When Steven Mnuchin, US Treasury secretary, called at the G20 meeting in Buenos Aires last weekend for trade on a “fair and reciprocal” basis, economists would say this already applies to transatlantic commerce.
Is there a potential US-EU deal on the table?
Yes, if you take politicians’ statements at face value. At the G20, Mr Mnuchin said: “If Europe believes in free trade, we’re ready to sign a free trade agreement.” He insisted that any deal required action on tariffs, non-tariff barriers and subsidies. “It has to be all three issues,” he said.

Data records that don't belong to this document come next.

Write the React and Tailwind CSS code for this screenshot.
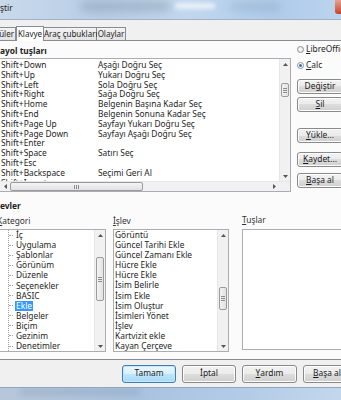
import React from "react";

const FONT = { fontFamily: '"Noto Sans", "DejaVu Sans", sans-serif' };

const shortcuts = [
  ["Shift+Down", "Aşağı Doğru Seç"],
  ["Shift+Up", "Yukarı Doğru Seç"],
  ["Shift+Left", "Sola Doğru Seç"],
  ["Shift+Right", "Sağa Doğru Seç"],
  ["Shift+Home", "Belgenin Başına Kadar Seç"],
  ["Shift+End", "Belgenin Sonuna Kadar Seç"],
  ["Shift+Page Up", "Sayfayı Yukarı Doğru Seç"],
  ["Shift+Page Down", "Sayfayı Aşağı Doğru Seç"],
  ["Shift+Enter", ""],
  ["Shift+Space", "Satırı Seç"],
  ["Shift+Esc", ""],
  ["Shift+Backspace", "Seçimi Geri Al"],
  ["Shift+Insert", ""],
];

const categories = [
  "İç", "Uygulama", "Şablonlar", "Görünüm", "Düzenle", "Seçenekler",
  "BASIC", "Ekle", "Belgeler", "Biçim", "Gezinim", "Denetimler",
];

const functions = [
  "Görüntü", "Güncel Tarihi Ekle", "Güncel Zamanı Ekle", "Hücre Ekle",
  "Hücre Ekle", "İsim Belirle", "İsim Ekle", "İsim Oluştur",
  "İsimleri Yönet", "İşlev", "Kartvizit ekle", "Kayan Çerçeve",
];

function U({ children }) {
  return <span className="underline underline-offset-1">{children}</span>;
}

function Btn({ children, def, className = "" }) {
  return (
    <div
      className={
        "flex items-center justify-center rounded-[3px] border text-[8.4px] text-[#1b1b1b] whitespace-nowrap " +
        (def
          ? "border-[#3c7fb1] bg-[linear-gradient(#eaf6fd,#d9f0fc_50%,#bee6fd_50%,#a7d9f5)] shadow-[inset_0_0_0_1px_#c6e6f9] "
          : "border-[#8a8a8a] bg-[linear-gradient(#f2f2f2,#ebebeb_50%,#dddddd_50%,#cfcfcf)] shadow-[inset_0_0_0_1px_#fcfcfc] ") +
        className
      }
    >
      {children}
    </div>
  );
}

function UpArrow() {
  return (
    <svg width="5" height="3" viewBox="0 0 5 3"><path d="M0 3 L2.5 0 L5 3Z" fill="#555" /></svg>
  );
}
function DownArrow() {
  return (
    <svg width="5" height="3" viewBox="0 0 5 3"><path d="M0 0 L2.5 3 L5 0Z" fill="#555" /></svg>
  );
}
function LeftArrow() {
  return (
    <svg width="3" height="5" viewBox="0 0 3 5"><path d="M3 0 L0 2.5 L3 5Z" fill="#555" /></svg>
  );
}
function RightArrow() {
  return (
    <svg width="3" height="5" viewBox="0 0 3 5"><path d="M0 0 L3 2.5 L0 5Z" fill="#555" /></svg>
  );
}

function Grip({ vertical }) {
  return vertical ? (
    <div className="flex flex-col gap-[1px]">
      <div className="w-[4px] h-[1px] bg-[#8c8c8c]" />
      <div className="w-[4px] h-[1px] bg-[#8c8c8c]" />
      <div className="w-[4px] h-[1px] bg-[#8c8c8c]" />
    </div>
  ) : (
    <div className="flex gap-[1px]">
      <div className="w-[1px] h-[4px] bg-[#8c8c8c]" />
      <div className="w-[1px] h-[4px] bg-[#8c8c8c]" />
      <div className="w-[1px] h-[4px] bg-[#8c8c8c]" />
    </div>
  );
}

function VScroll({ thumbTop, thumbH, height }) {
  return (
    <div className="w-[11px] flex flex-col bg-[#f1f1f1] border-l border-[#e6e6e6]" style={{ height }}>
      <div className="h-[10px] flex items-center justify-center"><UpArrow /></div>
      <div className="flex-1 flex flex-col">
        <div style={{ height: thumbTop }} />
        <div
          className="mx-[1px] rounded-[2px] border border-[#9b9b9b] bg-[linear-gradient(90deg,#f3f3f3,#e2e2e2)] flex items-center justify-center"
          style={{ height: thumbH }}
        >
          <Grip vertical />
        </div>
      </div>
      <div className="h-[10px] flex items-center justify-center"><DownArrow /></div>
    </div>
  );
}

export default function App() {
  return (
    <div className="w-[341px] h-[400px] overflow-hidden flex flex-col bg-[#f0f0f0] text-[#1e1e1e]" style={FONT}>
      {/* Title bar */}
      <div className="relative h-[19px] shrink-0 overflow-hidden bg-[linear-gradient(90deg,#c9d9ea,#b7cde6_30%,#c2d7ee_55%,#aecbea_80%,#bcd4ee)]">
        <div className="absolute left-[80px] top-[2px] w-[90px] h-[9px] rounded-full bg-[#8e9fb3] opacity-60 blur-[4px]" />
        <div className="absolute left-[175px] top-[3px] w-[40px] h-[6px] rounded-full bg-[#f4f8fc] opacity-80 blur-[2px]" />
        <div className="absolute left-[230px] top-[4px] w-[50px] h-[6px] rounded-full bg-[#7f95ad] opacity-40 blur-[4px]" />
        <div className="absolute right-[-6px] top-[0px] w-[12px] h-[14px] rounded-b-[3px] bg-[linear-gradient(#e8a293,#c7422a)]" />
        <div className="relative pl-0 pt-[3px] text-[8.4px] leading-[10px] text-[#1a1a1a]">ştir</div>
      </div>
      <div className="h-[1px] bg-[#9fb2c8] shrink-0" />
      <div className="h-[5px] shrink-0" />

      {/* Tabs */}
      <div className="h-[15px] shrink-0 flex items-end relative z-10">
        <div className="w-[16px] h-[13px] border border-l-0 border-b-0 border-[#898c95] bg-[linear-gradient(#f3f3f3,#e3e3e3)] text-[8px] leading-[12px] flex justify-end pr-[1px] overflow-hidden">
          <span className="whitespace-nowrap">üler</span>
        </div>
        <div className="w-[28px] h-[15px] -mb-[1px] border border-b-0 border-[#898c95] bg-white text-[8px] leading-[13px] text-center">Klavye</div>
        <div className="w-[53px] h-[13px] border border-l-0 border-b-0 border-[#898c95] bg-[linear-gradient(#f3f3f3,#e3e3e3)] text-[8px] leading-[12px] text-center whitespace-nowrap">Araç çubukları</div>
        <div className="w-[29px] h-[13px] border border-l-0 border-b-0 border-[#898c95] bg-[linear-gradient(#f3f3f3,#e3e3e3)] text-[8px] leading-[12px] text-center">Olaylar</div>
      </div>

      {/* Tab panel */}
      <div className="h-[320px] shrink-0 border-t border-b border-[#898c95] bg-[#fbfbfb] flex flex-col">
        <div className="flex">
          {/* left: shortcut list */}
          <div className="w-[291px] shrink-0 flex flex-col">
            <div className="h-[17px] pt-[5px] text-[8.4px] leading-[10px] font-bold">ayol tuşları</div>
            <div className="h-[134px] -ml-[1px] border border-[#abadb3] bg-white flex flex-col">
              <div className="flex h-[122px]">
                <div className="flex-1 overflow-hidden pt-[1px]">
                  {shortcuts.map(([k, f], i) => (
                    <div key={i} className="flex h-[9.8px] text-[8.4px] leading-[9.8px] whitespace-nowrap">
                      <div className="w-[98px] pl-[1px]">{k}</div>
                      <div>{f}</div>
                    </div>
                  ))}
                </div>
                <VScroll thumbTop={14} thumbH={14} height={122} />
              </div>
              <div className="flex h-[10px] bg-[#f1f1f1] border-t border-[#e6e6e6]">
                <div className="w-[10px] flex items-center justify-center"><LeftArrow /></div>
                <div className="flex-1 flex items-center">
                  <div className="w-[133px] h-[9px] rounded-[2px] border border-[#9b9b9b] bg-[linear-gradient(#f3f3f3,#e2e2e2)] flex items-center justify-center">
                    <Grip />
                  </div>
                </div>
                <div className="w-[10px] flex items-center justify-center"><RightArrow /></div>
                <div className="w-[11px] bg-[#f0f0f0]" />
              </div>
            </div>
          </div>

          {/* right column */}
          <div className="flex-1 flex flex-col pl-[6px] pt-[3px]">
            <div className="h-[10px] flex items-center gap-[2px] text-[8.4px] whitespace-nowrap">
              <div className="w-[7px] h-[7px] rounded-full border border-[#8e8f8f] bg-[radial-gradient(#ffffff,#dcdcdc)] shrink-0" />
              <span><U>L</U>ibreOffice</span>
            </div>
            <div className="h-[6px]" />
            <div className="h-[10px] flex items-center gap-[2px] text-[8.4px]">
              <div className="w-[7px] h-[7px] rounded-full border border-[#8e8f8f] bg-white flex items-center justify-center shrink-0">
                <div className="w-[3px] h-[3px] rounded-full bg-[#2d72b8]" />
              </div>
              <span><U>C</U>alc</span>
            </div>
            <div className="h-[9px]" />
            <Btn className="w-[46px] h-[15px]">De<U>ğ</U>iştir</Btn>
            <div className="h-[3px]" />
            <Btn className="w-[46px] h-[15px]"><U>S</U>il</Btn>
            <div className="h-[16px]" />
            <Btn className="w-[46px] h-[15px]"><U>Y</U>ükle...</Btn>
            <div className="h-[9px]" />
            <Btn className="w-[46px] h-[15px]"><U>K</U>aydet...</Btn>
            <div className="h-[6px]" />
            <Btn className="w-[46px] h-[15px]"><U>B</U>aşa al</Btn>
          </div>
        </div>

        {/* İşlevler */}
        <div className="h-[10px] mt-[9px] text-[8.4px] leading-[10px] font-bold">evler</div>
        <div className="flex mt-[5px]">
          {/* Kategori */}
          <div className="w-[113px] shrink-0 flex flex-col">
            <div className="h-[10px] -ml-[3px] text-[8.4px] leading-[10px] text-[#333]"><U>K</U>ategori</div>
            <div className="h-[3px]" />
            <div className="w-[107px] h-[123px] -ml-[1px] border border-[#abadb3] bg-white flex">
              <div className="flex-1 relative overflow-hidden">
                <div className="absolute left-[8px] top-0 bottom-0 border-l border-dotted border-[#a0a0a0]" />
                {categories.map((c, i) => (
                  <div key={i} className="flex items-center h-[10.1px]">
                    <div className="w-[9px]" />
                    <div className="w-[4px] border-t border-dotted border-[#a0a0a0]" />
                    <div className="w-[2px]" />
                    <div
                      className={
                        "text-[8.4px] leading-[10px] px-[1px] whitespace-nowrap " +
                        (c === "Ekle" ? "bg-[#3399ff] text-white" : "")
                      }
                    >
                      {c}
                    </div>
                  </div>
                ))}
              </div>
              <VScroll thumbTop={17} thumbH={44} height={121} />
            </div>
          </div>

          {/* İşlev */}
          <div className="w-[129px] shrink-0 flex flex-col">
            <div className="h-[10px] text-[8.4px] leading-[10px] text-[#333]"><U>İ</U>şlev</div>
            <div className="h-[3px]" />
            <div className="w-[116px] h-[123px] border border-[#abadb3] bg-white flex">
              <div className="flex-1 overflow-hidden">
                {functions.map((f, i) => (
                  <div key={i} className="h-[10.1px] pl-[1px] text-[8.4px] leading-[10.1px] whitespace-nowrap">{f}</div>
                ))}
              </div>
              <VScroll thumbTop={47} thumbH={23} height={121} />
            </div>
          </div>

          {/* Tuşlar */}
          <div className="flex-1 flex flex-col">
            <div className="h-[10px] -mt-[1px] mb-[1px] text-[8.4px] leading-[10px] text-[#333]"><U>T</U>uşlar</div>
            <div className="h-[3px]" />
            <div className="w-[110px] h-[121px] border border-[#abadb3] bg-white" />
          </div>
        </div>
      </div>

      {/* bottom buttons */}
      <div className="h-[27px] shrink-0 flex items-center pl-[122px] gap-[6px]">
        <Btn def className="w-[54px] h-[18px] shrink-0">Tamam</Btn>
        <Btn className="w-[54px] h-[18px] shrink-0">İptal</Btn>
        <Btn className="w-[55px] h-[18px] shrink-0"><U>Y</U>ardım</Btn>
        <Btn className="w-[48px] h-[18px] shrink-0"><U>B</U>aşa al</Btn>
      </div>

      {/* window frame bottom */}
      <div className="relative flex-1 overflow-hidden border-t border-[#8ea6c2] bg-[linear-gradient(90deg,#b6c7d9,#a9c3df_40%,#b2cbe6_70%,#c3d7ec)]">
        <div className="absolute left-[20px] top-[2px] w-[120px] h-[4px] rounded-full bg-[#7d8ea3] opacity-50 blur-[3px]" />
      </div>
    </div>
  );
}
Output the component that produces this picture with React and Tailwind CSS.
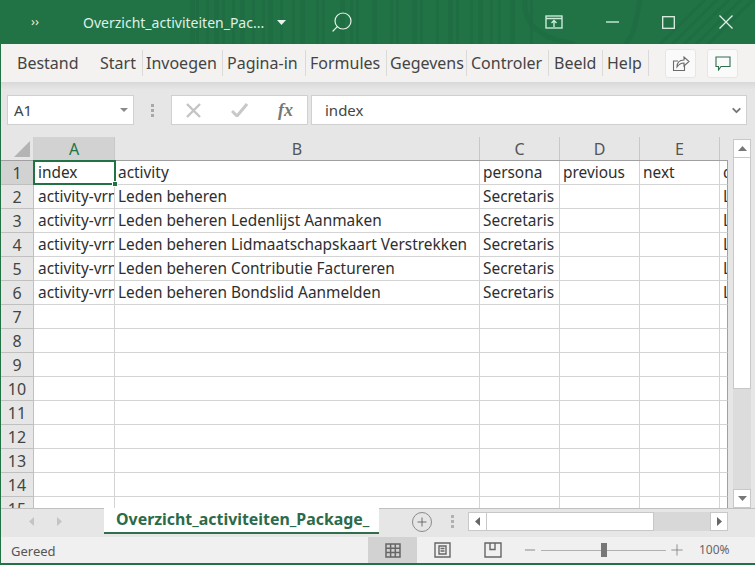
import { ChevronDown, Search, Minus, Plus } from 'lucide-react';

const FONT = "font-['Noto_Sans','Open_Sans',sans-serif]";

const RIBBON_TABS = [
  { label: 'Bestand', w: 'w-[82px]', pad: 'pl-[5px]' },
  { label: 'Start', w: 'w-[48px]', pad: 'pl-[6px]' },
  { label: 'Invoegen', w: 'w-[80px]', pad: 'pl-[3px]', line: true },
  { label: 'Pagina-in', w: 'w-[83px]', pad: 'pl-[4px]', line: true },
  { label: 'Formules', w: 'w-[81px]', pad: 'pl-[4px]', line: true },
  { label: 'Gegevens', w: 'w-[80px]', pad: 'pl-[3px]', line: true },
  { label: 'Controler', w: 'w-[82px]', pad: 'pl-[4px]', line: true },
  { label: 'Beeld', w: 'w-[54px]', pad: 'pl-[5px]', line: true },
  { label: 'Help', w: 'w-[46px]', pad: 'pl-[4px]', line: true },
];

const ROWS = [
  ['index', 'activity', 'persona', 'previous', 'next', 'd'],
  ['activity-vrn', 'Leden beheren', 'Secretaris', '', '', 'L'],
  ['activity-vrn', 'Leden beheren Ledenlijst Aanmaken', 'Secretaris', '', '', 'L'],
  ['activity-vrn', 'Leden beheren Lidmaatschapskaart Verstrekken', 'Secretaris', '', '', 'L'],
  ['activity-vrn', 'Leden beheren Contributie Factureren', 'Secretaris', '', '', 'L'],
  ['activity-vrn', 'Leden beheren Bondslid Aanmelden', 'Secretaris', '', '', 'L'],
];

const COL_HEADS = [
  { label: 'A', w: 'w-[81px]', on: true },
  { label: 'B', w: 'w-[365px]' },
  { label: 'C', w: 'w-[80px]' },
  { label: 'D', w: 'w-[80px]' },
  { label: 'E', w: 'w-[80px]' },
];
const COL_W = ['w-[81px]', 'w-[365px]', 'w-[80px]', 'w-[80px]', 'w-[80px]', 'w-[8px]'];
const ROW_NUMBERS = Array.from({ length: 15 }, (_, i) => i + 1);

// Faint circuit-like stripes behind the title bar
function TitleArt() {
  const stripes = [190, 196, 206, 214, 222, 232, 240, 252, 262, 268, 280, 292, 300, 316, 322, 340, 350, 356, 372, 390, 396, 412, 420, 436, 448, 456, 470, 478, 490, 498, 510, 530];
  return (
    <svg className="absolute inset-0" width="755" height="44" fill="none">
      {stripes.map((x, i) => (
        <rect key={x} x={x} y="0" width={i % 3 === 0 ? 5 : 3} height="44" fill="#1e6b41" opacity="0.6" />
      ))}
      <path d="M525 0 C522 26 545 40 575 44 M625 44 C635 35 636 20 640 0" stroke="#1e6b41" strokeWidth="5" opacity="0.7" />
      <path d="M660 44 L705 0 M672 44 L717 0 M684 44 L729 0 M696 44 L741 0 M708 44 L753 0" stroke="#1e6b41" strokeWidth="3" opacity="0.7" />
    </svg>
  );
}

function TitleBar() {
  return (
    <div className="relative flex h-[44px] shrink-0 items-center bg-[#217346] text-[#dff0e6]">
      <TitleArt />
      <span className="relative ml-[31px] w-[52px] text-[13px]">››</span>
      <span className="relative w-[194px] text-[14px] whitespace-nowrap">Overzicht_activiteiten_Pac...</span>
      <svg className="relative" width="9" height="5"><path d="M0 0h9L4.5 5z" fill="#e6f2ea" /></svg>
      <Search size={24} strokeWidth={1.2} className="relative ml-[44px] -scale-x-100 text-[#e6f2ea]" />
      <svg className="relative ml-[191px]" width="18" height="14" fill="none" stroke="#c9ecd7" strokeWidth="1.4">
        <rect x="1" y="1" width="16" height="12" />
        <path d="M1 3.5h16M9 12V6M6.5 8L9 5.5 11.5 8" />
      </svg>
      <svg className="relative ml-[43px]" width="13" height="2" fill="none" stroke="#c9ecd7" strokeWidth="1.4"><path d="M0 1h13" /></svg>
      <svg className="relative ml-[43px]" width="13" height="13" fill="none" stroke="#dff0e6" strokeWidth="1.3"><rect x="0.7" y="0.7" width="11.6" height="11.6" /></svg>
      <svg className="relative ml-[44px]" width="14" height="14" fill="none" stroke="#dff0e6" strokeWidth="1.3"><path d="M0.5 0.5l13 13M13.5 0.5l-13 13" /></svg>
    </div>
  );
}

function Ribbon() {
  return (
    <div className="flex h-[38px] shrink-0 items-center bg-[#f3f2f1] pl-[11px] text-[16px] text-[#444]">
      {RIBBON_TABS.map((t) => (
        <div key={t.label} className={`${t.w} ${t.pad} flex h-[26px] shrink-0 items-center overflow-hidden whitespace-nowrap ${t.line ? 'border-l border-[#dcdad8]' : ''}`}>
          {t.label}
        </div>
      ))}
      <div className="h-[26px] border-l border-[#dcdad8]" />
      <div className="ml-[16px] flex h-[29px] w-[31px] items-center justify-center rounded-[3px] border border-[#e8e6e4] bg-[#fafafa]">
        <svg width="18" height="17" fill="none" stroke="#6b6b6b" strokeWidth="1.1">
          <path d="M6 6H1.5v9.5h11V11M5 12c0-5 3-7 7-7V2l5 4.5L12 11V8c-3 0-5 1-7 4z" />
        </svg>
      </div>
      <div className="ml-[11px] flex h-[29px] w-[31px] items-center justify-center rounded-[3px] border border-[#e8e6e4] bg-[#fafafa]">
        <svg width="16" height="15" fill="none" stroke="#2f6f4d" strokeWidth="1.1">
          <path d="M1 1h14v9.5H6L3.5 14v-3.5H1z" />
        </svg>
      </div>
    </div>
  );
}

function FormulaBar() {
  return (
    <div className="flex h-[55px] shrink-0 items-start bg-gradient-to-b from-[#d9d9d9] from-0% to-[#e6e6e6] to-[14%] pt-[13px] pl-[6px] text-[15px] text-[#444]">
      <div className="flex h-[30px] w-[127px] items-center justify-between border border-[#d0d0d0] bg-white pr-[5px] pl-[6px]">
        <span>A1</span>
        <svg width="8" height="4"><path d="M0 0h8L4 4z" fill="#8a8a8a" /></svg>
      </div>
      <div className="flex h-[30px] w-[37px] flex-col items-center justify-center gap-[2px]">
        <i className="size-[3px] bg-[#a8a8a8]" />
        <i className="size-[3px] bg-[#a8a8a8]" />
        <i className="size-[3px] bg-[#a8a8a8]" />
      </div>
      <div className="flex h-[30px] w-[137px] items-center border border-[#d0d0d0] bg-white pl-[14px]">
        <svg width="15" height="15" fill="none" stroke="#c4c4c4" strokeWidth="2.4"><path d="M1 1l13 13M14 1L1 14" /></svg>
        <svg className="ml-[30px]" width="17" height="14" fill="none" stroke="#c8c8c8" strokeWidth="3"><path d="M1 8l5 5L16 1" /></svg>
        <span className="ml-[30px] font-['Liberation_Serif',serif] text-[18px] font-bold text-[#777] italic">fx</span>
      </div>
      <div className="ml-[3px] flex h-[30px] w-[436px] items-center justify-between border border-[#d0d0d0] bg-white pr-[3px] pl-[13px]">
        <span>index</span>
        <ChevronDown size={13} strokeWidth={3.5} className="text-[#777]" />
      </div>
    </div>
  );
}

function SheetGrid() {
  return (
    <div className="w-[727px] overflow-hidden">
      <div className="flex h-[24px] border-b border-[#a0a0a0] text-[16px] text-[#555]">
        <div className="relative h-[23px] w-[33px] shrink-0 border-r border-[#d0d0d0] bg-[#e6e6e6]">
          <svg className="absolute right-[3px] bottom-[3px]" width="16" height="16"><path d="M16 0v16H0z" fill="#b4b4b4" /></svg>
        </div>
        {COL_HEADS.map((c) => (
          <div key={c.label} className={`${c.w} flex shrink-0 items-center justify-center border-r border-[#c8c8c8] ${c.on ? 'bg-[#d2d2d2] text-[#217346]' : 'bg-[#e6e6e6]'}`}>
            {c.label}
          </div>
        ))}
        <div className="w-[8px] bg-[#e6e6e6]" />
      </div>
      {ROW_NUMBERS.map((n) => {
        const cells = ROWS[n - 1] ?? ['', '', '', '', '', ''];
        return (
          <div key={n} className="relative flex h-[24px] text-[15.4px] text-[#2e2e2e]">
            <div className={`flex w-[33px] shrink-0 items-center justify-center border-r border-b border-[#c0c0c0] pt-px text-[16px] text-[#444] ${n === 1 ? 'bg-[#d2d2d2]' : 'bg-[#e6e6e6]'}`}>
              {n}
            </div>
            {cells.map((text, i) => (
              <div key={i} className={`${COL_W[i]} flex shrink-0 items-center overflow-hidden border-r border-b bg-white pt-px whitespace-nowrap ${i === 0 ? 'pl-[4px]' : 'pl-[3px]'} ${i === 5 ? 'border-r-[#a0a0a0] border-b-[#d4d4d4]' : 'border-[#d4d4d4]'}`}>
                {text}
              </div>
            ))}
            {n === 1 && (
              <div className="absolute top-[-1px] left-[32px] z-10 h-[25px] w-[83px] border-2 border-[#217346]">
                <div className="absolute right-[-4px] bottom-[-4px] size-[6px] border border-white bg-[#217346]" />
              </div>
            )}
          </div>
        );
      })}
    </div>
  );
}

function VScroll() {
  return (
    <div className="ml-[5px] flex w-[18px] flex-col">
      <div className="mt-[2px] flex h-[19px] items-center justify-center border border-[#c8c8c8] bg-white">
        <svg width="9" height="5"><path d="M4.5 0L9 5H0z" fill="#777" /></svg>
      </div>
      <div className="h-[231px] border-x border-b border-[#c8c8c8] bg-white" />
      <div className="flex-1 bg-[#dcdcdc]" />
      <div className="flex h-[19px] items-center justify-center border border-[#c8c8c8] bg-white">
        <svg width="9" height="5"><path d="M0 0h9L4.5 5z" fill="#777" /></svg>
      </div>
    </div>
  );
}

function SheetTabs() {
  return (
    <div className="flex h-[29px] shrink-0 items-start bg-[#e6e6e6]">
      <div className="flex h-[26px] w-[103px] items-center gap-[23px] border-t border-[#c0c0c0] pl-[28px]">
        <svg width="5" height="9"><path d="M5 0v9L0 4.5z" fill="#c4c4c4" /></svg>
        <svg width="5" height="9"><path d="M0 0v9l5-4.5z" fill="#c4c4c4" /></svg>
      </div>
      <div className="flex h-[26px] w-[275px] items-center overflow-hidden border-b-2 border-[#2f6f4d] bg-white pl-[12px] text-[15.9px] font-bold whitespace-nowrap text-[#2b6b4c]">
        Overzicht_activiteiten_Package_
      </div>
      <div className="flex h-[26px] flex-1 items-center border-t border-[#c0c0c0]">
        <div className="ml-[33px] flex size-[20px] items-center justify-center rounded-full border border-[#8a8a8a]">
          <Plus size={14} strokeWidth={1.6} className="text-[#666]" />
        </div>
        <div className="ml-[19px] flex flex-col gap-[2px]">
          <i className="size-[3px] bg-[#b0b0b0]" />
          <i className="size-[3px] bg-[#b0b0b0]" />
          <i className="size-[3px] bg-[#b0b0b0]" />
        </div>
        <div className="ml-[14px] flex h-[19px] w-[260px] bg-[#d8d8d8]">
          <div className="flex w-[19px] items-center justify-center border border-[#c8c8c8] bg-white">
            <svg width="5" height="9"><path d="M5 0v9L0 4.5z" fill="#666" /></svg>
          </div>
          <div className="w-[167px] border-y border-r border-[#c8c8c8] bg-white" />
          <div className="flex-1" />
          <div className="flex w-[18px] items-center justify-center border border-[#c8c8c8] bg-white">
            <svg width="5" height="9"><path d="M0 0v9l5-4.5z" fill="#666" /></svg>
          </div>
        </div>
      </div>
    </div>
  );
}

function StatusBar() {
  return (
    <div className="flex h-[26px] shrink-0 items-center bg-[#f0f0f0] text-[13px] text-[#555]">
      <span className="w-[367px] pt-[3px] pl-[10px]">Gereed</span>
      <div className="flex h-full w-[49px] items-center justify-center bg-[#d2d2d2]">
        <svg width="16" height="15" fill="none" stroke="#666" strokeWidth="1.5">
          <path d="M1 1h14v13H1zM1 5.3h14M1 9.6h14M5.6 1v13M10.3 1v13" />
        </svg>
      </div>
      <div className="flex w-[51px] justify-center">
        <svg width="17" height="16" fill="none" stroke="#666" strokeWidth="1.4">
          <path d="M1 1h15v14H1zM5 4h7v8H5zM6.5 6.5h4M6.5 9h4" />
        </svg>
      </div>
      <div className="flex w-[49px] justify-center">
        <svg width="18" height="16" fill="none" stroke="#666" strokeWidth="1.4">
          <path d="M1 1h16v14H1zM6 1v6.5h5V1" />
        </svg>
      </div>
      <Minus size={16} strokeWidth={1.1} className="ml-[5px] text-[#666]" />
      <div className="relative ml-[3px] flex h-[16px] w-[125px] items-center">
        <div className="h-px w-full bg-[#b0b0b0]" />
        <div className="absolute left-[60px] h-[14px] w-[6px] bg-[#777]" />
      </div>
      <Plus size={18} strokeWidth={0.9} className="ml-[2px] text-[#666]" />
      <span className="ml-[13px] text-[12px] text-[#666]">100%</span>
    </div>
  );
}

export default function App() {
  return (
    <div className={`flex h-[565px] w-[755px] flex-col overflow-hidden border-b-2 border-l border-[#217346] ${FONT}`}>
      <div className="-ml-px">
        <TitleBar />
      </div>
      <Ribbon />
      <FormulaBar />
      <div className="flex min-h-0 flex-1 bg-[#e6e6e6]">
        <SheetGrid />
        <VScroll />
      </div>
      <SheetTabs />
      <StatusBar />
    </div>
  );
}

European finance ministers object to what they see as the US bullying tactic of making trade overtures “with a gun to the head”, as Bruno Le Maire, French finance minister has put it. But European officials are mostly attempting to defuse the rhetoric and seek to avoid any escalation in the trade war.
Pierre Moscovici, European economics and financial affairs commissioner, said: “We were in mutual listening mode and I hope that this is the beginning of something.”
Meanwhile, Europe has floated an idea for all leading economies to drop car tariffs globally to zero.
Is talk of a trade deal mostly for public consumption?
Sadly, yes. The signs are that Mr Trump does not want a deal but instead talks of now being a perfect time to have a trade war because the stock market and US economy are riding high. “We’re playing with the bank’s money, right? We’re [the stock market] up almost 40 per cent,” he said last week.
Talk of a trade deal between the US and the EU on the basis of tariffs, non-tariff barriers and subsidies is little short of a call to reopen the Transatlantic Trade and Investment Partnership talks, which were put on hold two years ago.
But even before Mr Trump brought an aggressive new trade stance to the White House, TTIP had hit the rocks because neither side was willing to make the necessary compromises.
“The EU and US tried to bunch together all the trade disputes they had been having for decades [in the TTIP negotiations], but the differences in regulatory culture, different levels of precaution and desire for protection in different sectors proved too high a hurdle,” said Sam Lowe, senior research fellow at the Centre for European Reform.
How bad could a US-EU trade war become?
It is very uncertain, but no one would be a winner. The direct costs to each side purely from tariffs tend to be small, but the uncertainty will generate knock-on effects from loss of confidence and disrupted supply chains.
The IMF has estimated that if a trade war hits confidence, it could knock 0.5 per cent off the global growth rate. Meanwhile, Mark Carney, Bank of England governor, cited BoE estimates suggesting a full-blown trade war could knock more than 2 per cent off global growth rates if 10 per cent tariffs were applied widely. There would also be knock-on effects for confidence, he said, citing Britain’s soggy economy since the Brexit vote.
“The experience of Brexit underscores that the impact of a global trade war will be greater the more business confidence is affected, the more financial conditions tighten and — most fundamentally — the more permanent the loss of openness is expected to be,” Mr Carney said.